The Resort at Pelican Hill has appointed Hayato Nogaki as director of food and beverage, overseeing all restaurant, in-room dining and banquet food and beverage operations for the 504-acre coastal destination.
“Hayato’s 15 years of experience in luxury hospitality will provide strong direction and operational accountability, as we deliver indelible memories to guests from near and far,” said Pelican Hill Managing Director Tom Donovan. “We shape memorable experiences by anticipating the expectations and personal preferences of each guest around our resort tables in the same way we warmly welcome friends and family into our own homes.”
Nogaki will guide Five-Star service delivery to the world’s most discerning travelers and local guests throughout Pelican Hill’s ocean-view restaurants, cafes, lounges and event venues, as well as 24-hour in-room dining.
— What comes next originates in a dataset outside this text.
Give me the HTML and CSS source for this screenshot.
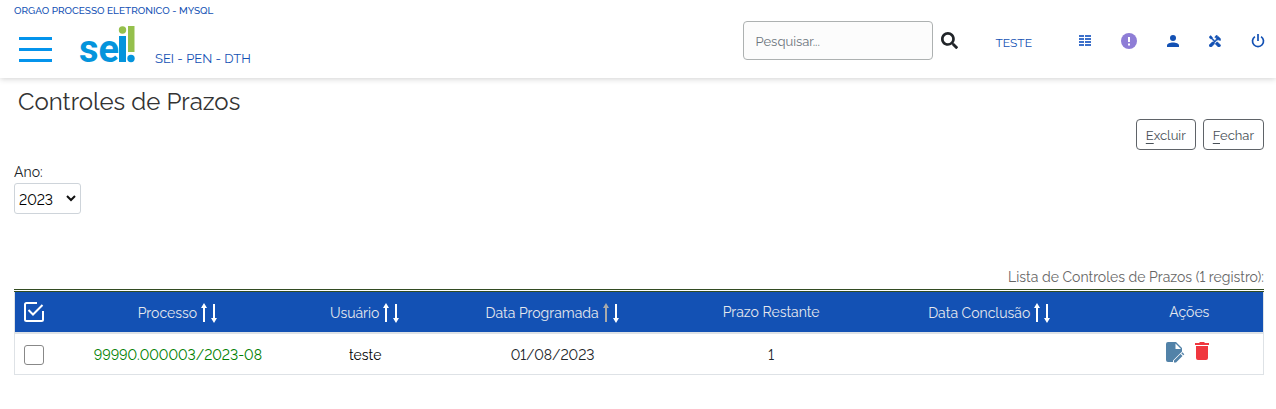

He will also lead operations for the luxury resort’s popular entertainment and dining programs, including live music and holiday ballroom brunches.
Nogaki joined Pelican Hill from Salamander Hotels & Resorts, most recently serving as resort manager for Henderson Beach Resort in Destin, Florida, and previously as corporate director of food and beverage, as well as Henderson Beach Resort’s opening food and beverage operations director.
Before that, he directed food and beverage for several luxury destinations, including California’s Carmel Valley Ranch, South Carolina’s The Sanctuary at Kiawah Island Golf Resort and Florida’s Innisbrook Resort, where he later was director of operations and resort manager.